Fr Matthew Reese

“As for what was sown on good soil, this is he who hears the word and understands it; he indeed bears fruit, and yields, in one case a hundredfold, in another sixty, and in another thirty.”
—Matthew 13:23

Dear Friends in Christ,

Today, in the thirteenth chapter of St Matthew’s Gospel, we find Jesus on a boat. 

He has been teaching in the country, but this morning, he goes out of the house and sits on the beach along the Sea of Galilee. Then, as the crowds begin to throng, he steps into a boat, and begins a new discourse from the deck, a little ways off from shore. 

It must have seemed strange that instead of a nautical metaphor—with which Scripture is replete—Jesus picks an agricultural one.   
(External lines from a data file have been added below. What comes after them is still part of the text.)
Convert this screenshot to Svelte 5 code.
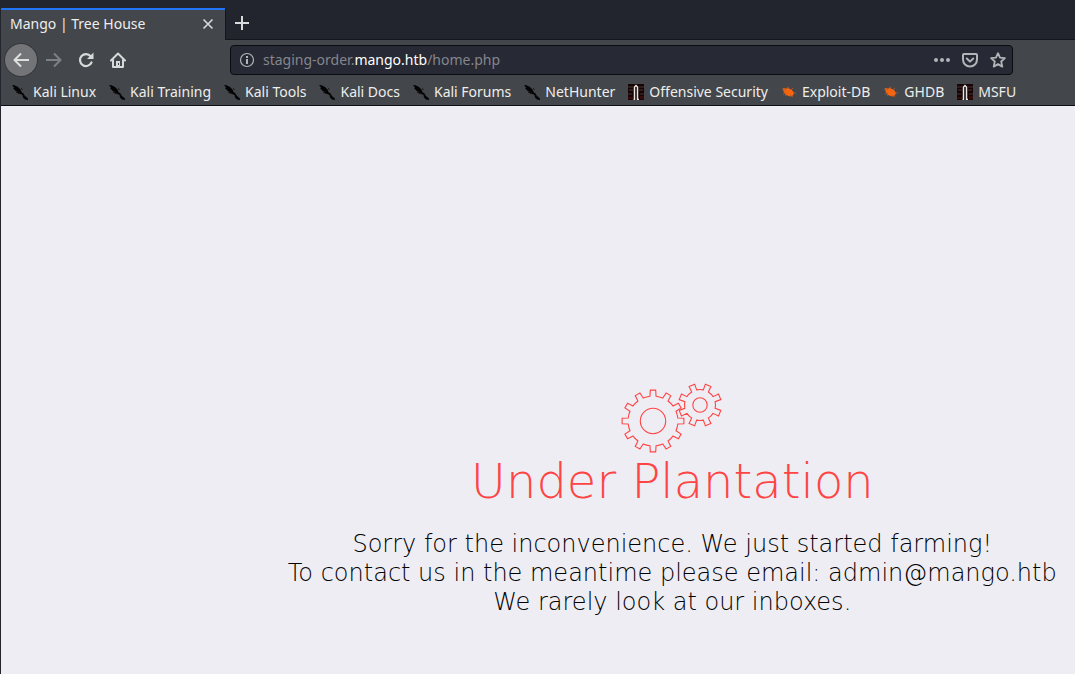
<script>
  const bookmarks = [
    { label: 'Kali Linux', icon: 'kali' },
    { label: 'Kali Training', icon: 'kali' },
    { label: 'Kali Tools', icon: 'kali' },
    { label: 'Kali Docs', icon: 'kali' },
    { label: 'Kali Forums', icon: 'kali' },
    { label: 'NetHunter', icon: 'kali' },
    { label: 'Offensive Security', icon: 'offsec' },
    { label: 'Exploit-DB', icon: 'exploit' },
    { label: 'GHDB', icon: 'exploit' },
    { label: 'MSFU', icon: 'offsec' }
  ];

  // Outline of a cog: each tooth flares from its root to a flat tip.
  function cog(cx, cy, root, tip, teeth, start, rootHalf, tipHalf) {
    const at = (r, deg) => {
      const a = (deg * Math.PI) / 180;
      return `${(cx + r * Math.cos(a)).toFixed(2)} ${(cy + r * Math.sin(a)).toFixed(2)}`;
    };
    let d = '';
    for (let i = 0; i < teeth; i++) {
      const a = start + (i * 360) / teeth;
      d += i === 0 ? `M${at(root, a - rootHalf)}` : `A${root} ${root} 0 0 1 ${at(root, a - rootHalf)}`;
      d += `L${at(tip, a - tipHalf)}L${at(tip, a + tipHalf)}L${at(root, a + rootHalf)}`;
    }
    return d + `A${root} ${root} 0 0 1 ${at(root, start - rootHalf)}Z`;
  }
  const bigCog = cog(32, 38, 25, 31, 12, 0, 7, 5);
  const smallCog = cog(79, 22, 15.5, 21.5, 8, 22.5, 10, 8);
</script>

<div class="browser">
  <header>
    <div class="tabs">
      <div class="tab">
        <span>Mango | Tree House</span>
        <button aria-label="Close tab">
          <svg width="12" height="12" viewBox="0 0 12 12"><path d="M1.5 1.5l9 9M10.5 1.5l-9 9" stroke="#d8d9d9" stroke-width="1.6" fill="none" /></svg>
        </button>
      </div>
      <button class="new" aria-label="New tab">
        <svg width="14" height="14" viewBox="0 0 14 14"><path d="M7 0v14M0 7h14" stroke="#d9dadb" stroke-width="2" /></svg>
      </button>
    </div>

    <nav class="toolbar" aria-label="Navigation">
      <div class="actions">
        <button class="back" aria-label="Back">
          <svg width="16" height="16" viewBox="0 0 16 16"><path d="M16 8H1.5M8 1.5L1.5 8 8 14.5" fill="none" stroke="#dedfdf" stroke-width="2" stroke-linejoin="round" /></svg>
        </button>
        <button aria-label="Forward">
          <svg width="16" height="16" viewBox="0 0 16 16"><path d="M0 8h14.5M8 1.5L14.5 8 8 14.5" fill="none" stroke="#7d8084" stroke-width="2" stroke-linejoin="round" /></svg>
        </button>
        <button aria-label="Reload">
          <svg width="16" height="16" viewBox="0 0 16 16"><path d="M12.7 4.3A6 6 0 1 0 13.5 10.5" fill="none" stroke="#d8d9d9" stroke-width="2.2" stroke-linecap="round" /><path d="M15.5 .5V7H9z" fill="#d8d9d9" /></svg>
        </button>
        <button aria-label="Home">
          <svg width="16" height="16" viewBox="0 0 16 16"><path d="M1 8.5L8 1.5l7 7M3 7.5V15h10V7.5" fill="none" stroke="#d8d9d9" stroke-width="2" stroke-linecap="round" stroke-linejoin="round" /><path d="M6 15V9h4v6z" fill="#d8d9d9" /><path d="M8 11h1v2H8z" fill="#42454a" /></svg>
        </button>
      </div>
      <div class="address">
        <svg width="16" height="16" viewBox="0 0 16 16"><circle cx="8" cy="8" r="6.5" fill="none" stroke="#b3b4b8" stroke-width="1.2" /><path d="M7 4h2v2H7zM7 7h2v5H7z" fill="#b3b4b8" /></svg>
        <a class="url" href="#home">staging-order.<b>mango.htb</b>/home.php</a>
        <button aria-label="Page actions">
          <svg width="16" height="16" viewBox="0 0 16 16" fill="#b3b4b8"><circle cx="2" cy="8" r="2" /><circle cx="8" cy="8" r="2" /><circle cx="14" cy="8" r="2" /></svg>
        </button>
        <button aria-label="Save to Pocket">
          <svg width="16" height="16" viewBox="0 0 16 16" fill="none" stroke="#b3b4b8" stroke-width="2" stroke-linecap="round" stroke-linejoin="round"><path d="M2 2h12a1 1 0 0 1 1 1v4.5a7 7 0 0 1-14 0V3a1 1 0 0 1 1-1z" /><path d="M4.8 6.5L8 9.6l3.2-3.1" /></svg>
        </button>
        <button aria-label="Bookmark this page">
          <svg width="16" height="16" viewBox="0 0 16 16"><path d="M8 1.2l2 4.5 4.9.5-3.7 3.3 1.1 5.1L8 12.1l-4.3 2.5 1.1-5.1L1.1 6.2 6 5.7z" fill="none" stroke="#b3b4b8" stroke-width="1.8" stroke-linejoin="round" /></svg>
        </button>
      </div>
    </nav>

    <nav class="bookmarks" aria-label="Bookmarks">
      {#each bookmarks as mark}
        <a href="#bookmark">
          {#if mark.icon === 'kali'}
            <svg width="16" height="16" viewBox="0 0 16 16"><path d="M0 1l3 .5L6 3l2.5 2.5 1 2.5 2 1.500L13 12l3 2.5V16l-3-.5-2-2-.5-2.5L7 9.5 5 7.5 3 6.500l.5-1L1 4.5l1-1z" fill="#040404" /><path d="M1 1.5l4 2M2 5l3 1.5M4 8l3 1.5M9 4.5l1.5 1" stroke="#000" stroke-width=".8" /></svg>
          {:else if mark.icon === 'offsec'}
            <svg width="16" height="16" viewBox="0 0 16 16"><path fill="#170404" d="M0 0h16v16H0z" /><path d="M0 3h5M1 6h4M11 3h5M11 6h4M0 10h4M12 10h4" stroke="#463332" /><path d="M0 13h5v2H0zM12 12h4v3h-4z" fill="#380b09" /><path d="M5.5 16l1-4V2.500L8 1.200l1.500 1.300V12l1 4z" fill="#090303" /><path d="M5.5 15.500h1V3L8 1.500 9.500 3v12.500h1.500" fill="none" stroke="#e7e2df" stroke-width="1.500" /></svg>
          {:else}
            <svg width="16" height="16" viewBox="0 0 16 16"><path d="M2 4l3 .5L7 4l4 2 2 3-1 2.5-3 1L5 11 2.5 7.5z" fill="#f36510" /><path d="M1 5l4 1M2 10l3-1M5 11l-1 1M9 11l3 2M12 9h3M10 6l2-2M6 4l2-1" stroke="#bd5b28" stroke-width=".8" /></svg>
          {/if}
          <span>{mark.label}</span>
        </a>
      {/each}
    </nav>
  </header>

  <main>
    <svg class="cogs" width="102" height="70" viewBox="0 0 102 70" fill="none" stroke="#ff4444" stroke-width="1.1" aria-hidden="true">
      <path d={bigCog} /><circle cx="32" cy="38" r="12.7" />
      <path d={smallCog} /><circle cx="79" cy="22" r="7.2" />
    </svg>
    <h1>Under Plantation</h1>
    <p>
      Sorry for the inconvenience. We just started farming!<br />
      To contact us in the meantime please email: admin@mango.htb<br />
      We rarely look at our inboxes.
    </p>
  </main>
</div>

<style>
  :global(body) { margin: 0; background: #eeedf4; }
  .browser { min-height: 100vh; box-sizing: border-box; border-left: 1px solid #22252e; font-family: "Noto Sans", sans-serif; font-size: 14px; line-height: 20px; }
  header { background: #43464b; color: #eeeeec; border-bottom: 1px solid #0d0e12; }
  svg { display: block; flex: none; }
  button { display: flex; align-items: center; justify-content: center; padding: 0; border: 0; background: none; }
  a { color: inherit; text-decoration: none; }
  .tabs { display: flex; height: 40px; padding-top: 8px; box-sizing: border-box; background: #22252e; box-shadow: inset 0 -1px #14161c; }
  .tab { width: 224px; box-sizing: border-box; display: flex; align-items: center; justify-content: space-between; padding: 0 11px 2px 9px; border-top: 2px solid #2074f5; background: #43464b; }
  .new { width: 33px; padding-bottom: 2px; border-left: 1px solid #14161c; }
  .toolbar { display: flex; align-items: center; gap: 96px; height: 40px; padding: 0 62px 0 4px; }
  .actions { display: flex; align-items: center; }
  .actions button { width: 32px; height: 32px; }
  .actions .back { margin-right: 1px; border-radius: 50%; background: #737478; box-shadow: 0 0 0 1px #35373b; }
  .address { flex: 1; display: flex; align-items: center; gap: 12px; height: 30px; box-sizing: border-box; padding: 0 6px 0 8px; border: 1px solid #0b0c11; border-radius: 4px; background: #272934; }
  .url { flex: 1; margin-left: -4px; color: #85868c; }
  .url b { font-weight: 400; color: #fff; }
  .bookmarks { display: flex; align-items: center; gap: 13px; height: 23px; padding: 0 11px 2px; }
  .bookmarks a { display: flex; align-items: center; gap: 5px; white-space: nowrap; }
  main { display: flex; flex-direction: column; align-items: center; padding: 277px 0 56px 25%; text-align: center; font-family: "DejaVu Sans", sans-serif; font-weight: 200; }
  h1 { margin: 0; color: #ff4444; font-size: 48px; line-height: 56px; font-weight: 200; }
  p { margin: 21px 0 0; color: #000; font-size: 24px; line-height: 29px; white-space: nowrap; }
</style>
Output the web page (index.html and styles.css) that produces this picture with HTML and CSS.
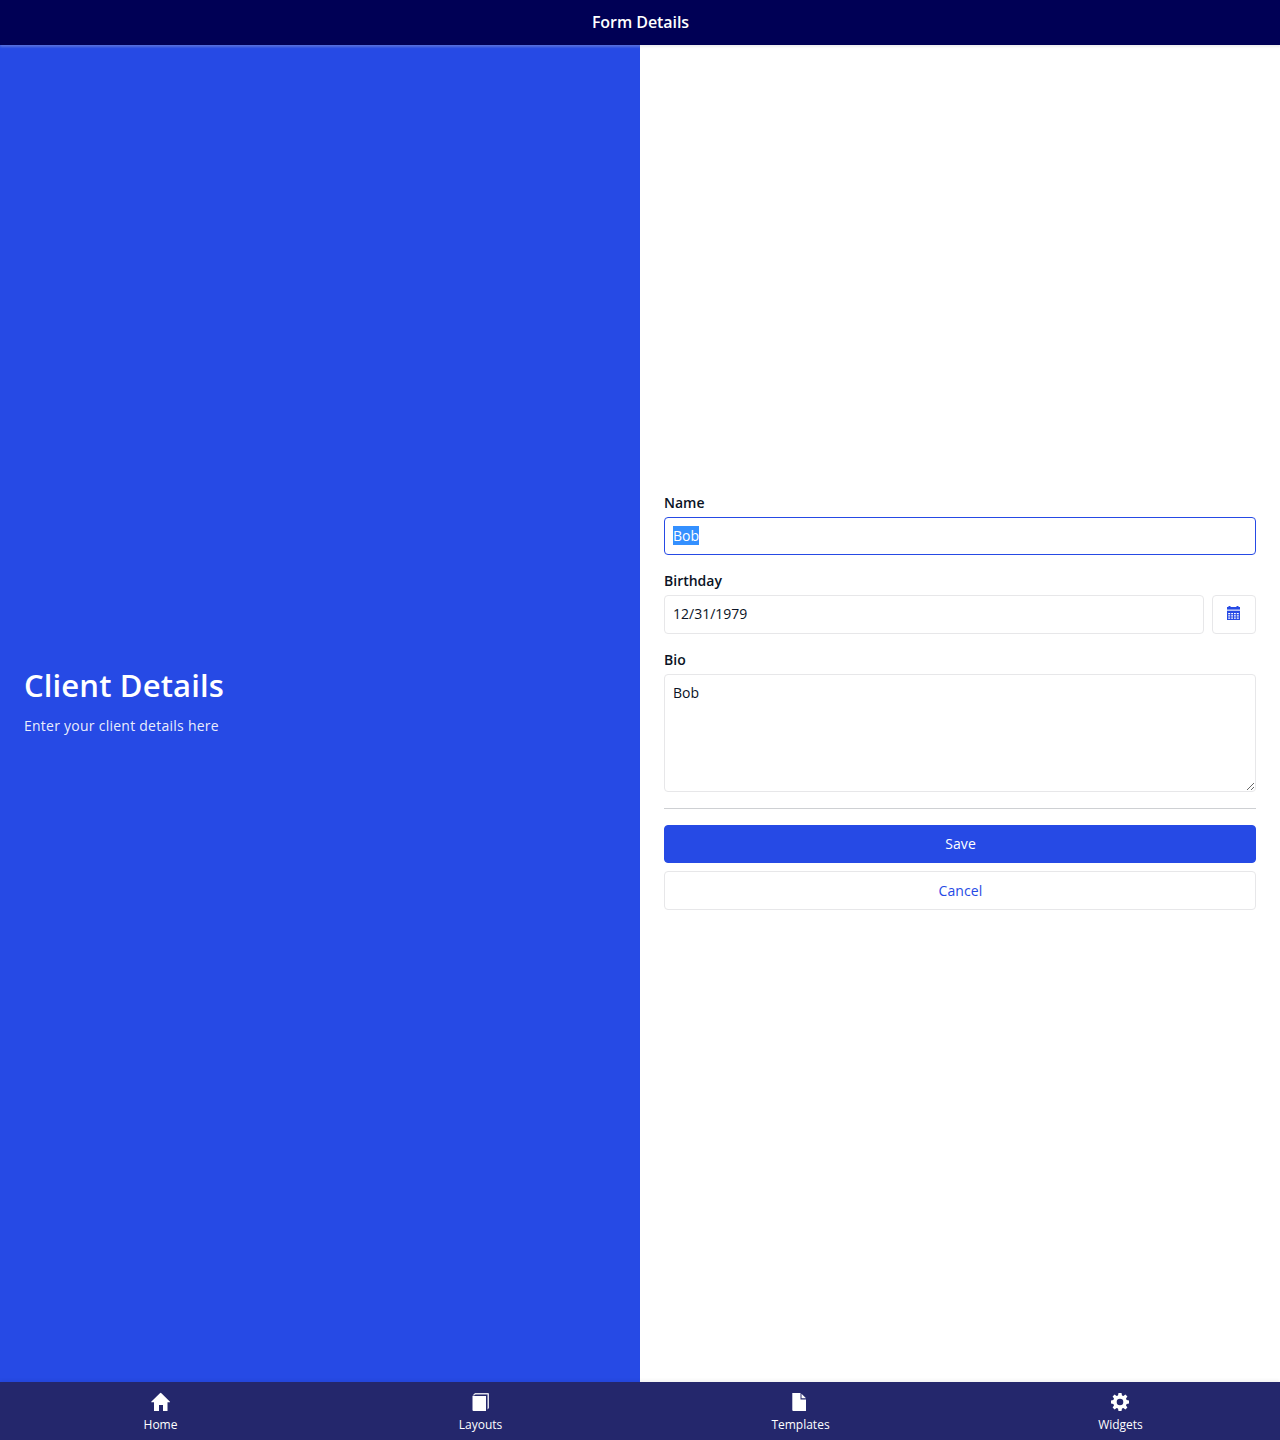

This is the “Parable of the Sower:”

The seed that is sown along the path is scattered by the evil one. The seed on rocky ground “is he who hears the word and immediately receives it with joy; yet he has no root in himself, […] when tribulation or persecution arises on account of the word, immediately he falls away” (Mt 13:20-21). The seed among thorns is the man whose love of the Word is choked by the delights and riches of the world. But the seed that is sown on good soil, “this is he who hears the word and understands it.”

Jesus’s typology of hearers-of-the-word is very much alive today, especially the middle two; The fair-weather Christian, the God-or-Mammon? Christian, these are knowable types, though we are perhaps more likely to find them on the airwaves than faithfully in the pews.

But it is a very hard thing to be truly receptive to the Word, as the good earth is receptive to the seed. It not only requires us to be open to transformation, it not only requires us to resist the most obvious distractions and temptations that will draw us away from God, but it also requires us to nurture our faith, to tend it, to water it, to allow it to bear fruit.

The Christian life is not about one-and-done transformation, it is about a constant re-orientation towards the life of Christ, towards the Word of God, towards the promise of Resurrection. 

So today, and every day we encounter the Word, let us try to have ears to hear.